Here's the thing about my reviews. I will never hype something up just because it's the "in" book of the season and I want to be BFFs with the popular reviewers and publishers. I read a book, and then I say in my review why that book did or didn't work for me, and why, and then I say why it might not work for others. This puts me at odds with the legions of squeeing YA fangirls who seem to think that all praise should be both effusive and unequivocal, but what can you do? Block me or unfollow me, I guess. #YOLO
TO KILL A KINGDOM is one of those hyped up books that was gaining a lot of steam among book "influencers." Which, okay. I tend to take that kind of praise with fifty grains of salt, because one person's idea of "the best book ever," is another person's "who decided to publish this without sending it to an editor first?" My luck with YA and especially YA fantasy has not been stellar. Most of my favorites were published 10+ years ago, and I blame Tumblr in part for giving authors warped ideas about what "everyone" (e.g. people on Tumblr) wants to read. Still, the premise behind this book was intriguing enough that I decided to tackle the task. I mean, a blood-thirsty mermaid and a murderous prince? Um, yes, and also, yes. Nothing is better than a twisted fairy-tale, in my opinion. Count me so in.

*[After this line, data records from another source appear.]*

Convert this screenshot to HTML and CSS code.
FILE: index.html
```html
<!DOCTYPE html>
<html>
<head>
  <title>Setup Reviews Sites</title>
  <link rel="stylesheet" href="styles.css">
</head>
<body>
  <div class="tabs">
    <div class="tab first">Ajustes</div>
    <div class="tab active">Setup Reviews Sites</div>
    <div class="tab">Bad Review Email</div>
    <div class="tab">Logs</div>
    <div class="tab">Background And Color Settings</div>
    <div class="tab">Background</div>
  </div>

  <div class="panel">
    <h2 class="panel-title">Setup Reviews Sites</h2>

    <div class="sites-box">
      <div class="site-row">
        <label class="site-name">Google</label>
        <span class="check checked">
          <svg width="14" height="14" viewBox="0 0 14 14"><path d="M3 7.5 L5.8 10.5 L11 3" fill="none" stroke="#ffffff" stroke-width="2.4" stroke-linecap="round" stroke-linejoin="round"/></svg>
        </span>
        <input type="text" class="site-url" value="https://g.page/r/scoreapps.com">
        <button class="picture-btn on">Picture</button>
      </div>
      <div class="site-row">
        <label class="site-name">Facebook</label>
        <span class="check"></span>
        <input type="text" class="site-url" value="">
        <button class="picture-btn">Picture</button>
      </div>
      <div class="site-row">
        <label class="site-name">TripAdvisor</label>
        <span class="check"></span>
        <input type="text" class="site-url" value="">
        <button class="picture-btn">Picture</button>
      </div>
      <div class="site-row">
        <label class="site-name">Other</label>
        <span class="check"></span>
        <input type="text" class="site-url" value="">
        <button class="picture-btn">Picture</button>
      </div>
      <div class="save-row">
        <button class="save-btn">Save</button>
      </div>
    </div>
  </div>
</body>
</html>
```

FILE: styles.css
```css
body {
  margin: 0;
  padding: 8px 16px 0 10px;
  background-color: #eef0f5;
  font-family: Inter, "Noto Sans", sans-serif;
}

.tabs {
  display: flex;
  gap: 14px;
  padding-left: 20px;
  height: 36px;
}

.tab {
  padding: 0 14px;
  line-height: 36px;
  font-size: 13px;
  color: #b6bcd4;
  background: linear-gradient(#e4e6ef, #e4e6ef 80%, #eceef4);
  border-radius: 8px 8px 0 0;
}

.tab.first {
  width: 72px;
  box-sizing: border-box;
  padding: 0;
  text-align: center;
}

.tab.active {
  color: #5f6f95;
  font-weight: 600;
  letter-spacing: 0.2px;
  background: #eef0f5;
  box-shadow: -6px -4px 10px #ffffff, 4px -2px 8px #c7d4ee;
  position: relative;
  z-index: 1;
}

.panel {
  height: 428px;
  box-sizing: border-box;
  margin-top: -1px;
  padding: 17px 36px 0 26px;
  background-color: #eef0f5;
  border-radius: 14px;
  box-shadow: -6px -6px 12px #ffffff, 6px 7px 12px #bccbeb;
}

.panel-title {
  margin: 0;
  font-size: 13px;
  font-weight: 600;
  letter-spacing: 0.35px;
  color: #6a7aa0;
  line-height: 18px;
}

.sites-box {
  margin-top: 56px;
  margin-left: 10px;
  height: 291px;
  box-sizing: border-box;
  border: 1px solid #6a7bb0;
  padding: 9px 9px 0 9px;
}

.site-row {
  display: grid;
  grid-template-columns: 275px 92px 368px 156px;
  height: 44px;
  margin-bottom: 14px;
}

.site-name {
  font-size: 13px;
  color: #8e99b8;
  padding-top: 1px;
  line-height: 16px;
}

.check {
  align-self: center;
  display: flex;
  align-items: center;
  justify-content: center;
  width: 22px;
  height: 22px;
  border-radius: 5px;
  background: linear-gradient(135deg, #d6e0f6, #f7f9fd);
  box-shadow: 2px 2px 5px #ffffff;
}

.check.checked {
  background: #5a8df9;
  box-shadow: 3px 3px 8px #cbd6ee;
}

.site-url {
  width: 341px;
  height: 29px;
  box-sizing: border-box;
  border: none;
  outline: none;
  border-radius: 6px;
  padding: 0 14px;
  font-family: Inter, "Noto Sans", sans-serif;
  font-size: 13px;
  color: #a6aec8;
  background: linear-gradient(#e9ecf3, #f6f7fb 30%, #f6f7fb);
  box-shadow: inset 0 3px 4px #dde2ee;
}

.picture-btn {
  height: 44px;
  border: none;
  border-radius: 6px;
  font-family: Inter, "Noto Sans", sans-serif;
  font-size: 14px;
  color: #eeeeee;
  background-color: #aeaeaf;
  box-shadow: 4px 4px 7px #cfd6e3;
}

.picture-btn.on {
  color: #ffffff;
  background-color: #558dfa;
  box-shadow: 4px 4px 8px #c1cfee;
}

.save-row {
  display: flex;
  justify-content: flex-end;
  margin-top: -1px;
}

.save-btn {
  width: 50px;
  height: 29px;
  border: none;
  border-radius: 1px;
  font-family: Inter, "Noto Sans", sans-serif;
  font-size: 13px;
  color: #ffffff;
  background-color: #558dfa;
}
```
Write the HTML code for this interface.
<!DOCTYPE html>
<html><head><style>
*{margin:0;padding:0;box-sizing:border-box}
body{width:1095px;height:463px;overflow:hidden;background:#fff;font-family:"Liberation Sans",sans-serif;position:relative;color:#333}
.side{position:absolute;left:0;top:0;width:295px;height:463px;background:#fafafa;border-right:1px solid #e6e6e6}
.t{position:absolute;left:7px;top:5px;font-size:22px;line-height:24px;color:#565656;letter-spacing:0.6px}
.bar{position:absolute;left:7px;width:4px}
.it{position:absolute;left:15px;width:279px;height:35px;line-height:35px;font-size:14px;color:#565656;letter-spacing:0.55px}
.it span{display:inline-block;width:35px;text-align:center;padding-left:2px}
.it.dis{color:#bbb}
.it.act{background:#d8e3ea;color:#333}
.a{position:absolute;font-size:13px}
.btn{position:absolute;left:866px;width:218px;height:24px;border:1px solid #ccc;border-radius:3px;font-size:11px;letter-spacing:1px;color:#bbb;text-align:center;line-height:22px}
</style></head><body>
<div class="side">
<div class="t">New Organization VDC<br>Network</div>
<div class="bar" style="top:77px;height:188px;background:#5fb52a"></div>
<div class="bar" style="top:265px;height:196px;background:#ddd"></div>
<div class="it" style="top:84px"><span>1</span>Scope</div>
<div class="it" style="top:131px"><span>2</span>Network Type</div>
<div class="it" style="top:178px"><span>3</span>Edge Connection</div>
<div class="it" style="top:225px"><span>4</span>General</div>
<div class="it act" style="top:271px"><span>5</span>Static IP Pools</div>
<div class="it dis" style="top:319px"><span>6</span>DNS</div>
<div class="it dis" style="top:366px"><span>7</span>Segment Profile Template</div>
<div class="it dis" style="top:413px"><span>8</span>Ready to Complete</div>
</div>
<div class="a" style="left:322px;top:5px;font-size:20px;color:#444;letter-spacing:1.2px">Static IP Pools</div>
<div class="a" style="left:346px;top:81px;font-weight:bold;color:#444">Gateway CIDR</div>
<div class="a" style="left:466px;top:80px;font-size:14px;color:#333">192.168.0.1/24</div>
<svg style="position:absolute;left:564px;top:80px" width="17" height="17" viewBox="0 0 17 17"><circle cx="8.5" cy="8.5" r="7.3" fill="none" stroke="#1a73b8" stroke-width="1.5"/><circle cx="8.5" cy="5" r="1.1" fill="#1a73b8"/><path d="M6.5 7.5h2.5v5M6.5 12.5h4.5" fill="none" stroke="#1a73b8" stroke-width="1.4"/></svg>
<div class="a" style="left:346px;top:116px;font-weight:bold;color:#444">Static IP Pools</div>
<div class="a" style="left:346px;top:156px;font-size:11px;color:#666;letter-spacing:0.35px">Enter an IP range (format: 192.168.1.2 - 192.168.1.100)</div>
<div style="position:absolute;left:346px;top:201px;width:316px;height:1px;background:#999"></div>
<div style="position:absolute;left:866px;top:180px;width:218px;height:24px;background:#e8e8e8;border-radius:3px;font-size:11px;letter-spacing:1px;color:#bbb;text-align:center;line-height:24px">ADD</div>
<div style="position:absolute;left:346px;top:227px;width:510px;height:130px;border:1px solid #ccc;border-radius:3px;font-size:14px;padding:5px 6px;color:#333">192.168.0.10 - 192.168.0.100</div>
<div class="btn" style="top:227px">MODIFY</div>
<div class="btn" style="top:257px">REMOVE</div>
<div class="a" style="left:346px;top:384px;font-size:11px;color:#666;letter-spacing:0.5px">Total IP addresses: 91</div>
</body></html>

The first 150 pages or so of TO KILL A KINGDOM are 4- or 5-star worthy. Lira is a vicious siren known as "The Prince's Bane," because she steals the hearts from princes in order to prolong her own life and extend her powers. Her mother is the vicious Sea Queen, a character right out of GoT, who thinks nothing of murdering family members to teach a lesson, and rules the sea with an iron, er, trident. Prince Elian, on the other hand, is a pirate prince who roves the seas killing sirens, and he enjoys killing them because he is a bit of a psychopath. Lira almost kills him but is stopped at the last moment and then punished by her mother, who thinks making her a human would be an excellent idea. Elian ends up dredging her up from the waters and reluctantly taking her aboard his ship, where she finds out that he's looking for a priceless artifact that has the power to destroy all sirens -
Or give the wielder power over all the oceans. You know, whatever floats the bearer's boat. Literally.
Elian, you see, comes from fake-Greece and has made a deal with a princess from fake-Japan in order to get access to a Forbidden Mountain where the artifact is hidden. And while Lira connives to steal both the artifact and Elian's heart, she slowly finds herself feeling something that isn't quite hatred as far as he is concerned. Maybe violence... isn't the only option? Gasp, what a novel idea. How quaint! How drole! But unfortunately, the Sea Queen may have other ideas...
As I said, the first 150 pages are amazing. Lira is written as a total bad-ass - basically, the kind of girl Celery Saltine-thin from Throne of Glass can only dream about - and Elian is just as ruthless. I loved reading about the depraved things they got into. It was dark. How often is a YA targeted at young women allowed to be dark? But then, right about the time that the end up on that love island, or whatever, things start to fall apart. Lira loses her "gives no sh*ts" attitude and Elian starts to be all, "hurr, durr, girls" and after a fight scene that is simultaneously too long and too convenient, we get the mother of all fanfiction-y endings (and yes, I've read the last Harry Potter book, and this may have been worse than that - this is "I've written a totally original character and her name is Opal Phoenix Melody, and she's half-angel, half-mermaid!" bad). Oh my God, that ending made me mad.
Alexandra Christo is not a bad writer but man, that ending sucked and all but ruined the whole book for me. I was expecting something daring and ruthless and unexpected and got... more YA romance packaged as fantasy. Man, what a disappointment. I'm rating it a little higher because the beginning was so good, but I'm actually kind of furious.